New Zealand is featured in the report because it is one of only 46 states around the world that still recruit under-18s into their armed forces: the recruitment age here is 17 years and 11% of all recruits in 2016 were under 18 (it should also be noted that the enlistment process can be started before applicants are 17). New Zealand is named as one of the states where targeting of indigenous or ethnic minority children occurs (29% of armed forces recruits are Maori), along with Australia, Canada and the US; and as one of the states where the need to keep child recruits out of armed forces is subordinated to the need to maintain ‘operational effectiveness’. The involvement of armed forces in education here is also noted: "New Zealand armed forces regularly visit schools, including primary schools. A corporal involved in one such visit commented, "The kids just love the guns, you know what kids are like"."

Peace Movement Aotearoa, the New Zealand national contact for Child Soldiers International, regularly provides information to the Committee on the Rights of the Child about New Zealand armed forces’ under-age recruitment, recruitment practices and the militarisation of children, young persons and their education.

In its 2003 Concluding Observations on New Zealand’s first report under OPAC, the Committee expressed concerns and made a number of recommendations about the age of recruitment; the activities of the cadet forces, how they accord with the aims of education in the Convention on the Rights of the Child, and military recruitment practices within the cadet forces; and the level of assistance provided to refugee and migrant children who may have been involved in hostilities in their home country. It also emphasised the need for systematic education and training on the OPAC’s provisions.

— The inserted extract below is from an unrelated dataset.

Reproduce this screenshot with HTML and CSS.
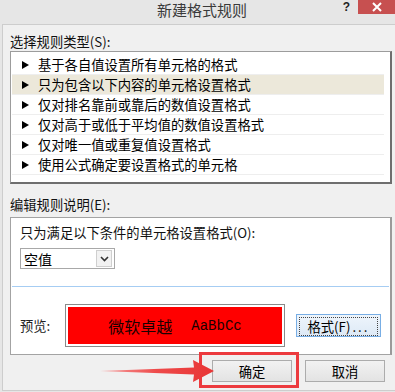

In its 2008 report to the Committee, New Zealand said that the main reason for under-18 recruitment was that recruitment levels would drop if the age is raised to 18, and linked it to the lack of other opportunities for young persons: "Recruitment in the Armed Forces has offered young people, particularly from lower socio-economic groups, the opportunity to succeed in an environment where all recruits start on an equal footing. Ground level entry and skill development provided by the Armed Forces is often not readily available on the same level elsewhere in New Zealand".

In its 2016 Concluding Observations, the Committee expressed regret that New Zealand "did not submit sufficient information on the implementation of its recommendations" - it is difficult to provide information on the implementation of recommendations that have been largely ignored.

The OPAC 18th anniversary and the release of Why 18 Matters highlights the need for New Zealand to take action on the Committee on the Rights of the Child’s 2003 recommendations - to raise the age of recruitment to 18; to ensure the cadet forces are not used for military recruitment and their activities are consistent with the Convention on the Rights of the Child; to end all forms of militarisation of children, young persons and their education; and to ensure that the needs of refugee and migrant children who may have been involved in hostilities in their home country are fully met.

Minimum safeguards in the Convention and OPAC

The Convention on the Rights of the Child and OPAC allow states to recruit below the age of 18, but only where specific criteria are met. These include the requirement for states to:

Take all feasible measures to prevent under-18s participating in hostilities;

Ensure recruits and their parents give fully informed, genuine, voluntary consent to enlistment;

The best interests of the child are prioritised in all circumstances; and

The child's right to be protected from violence and abuse, including physical or degrading punishment, is upheld.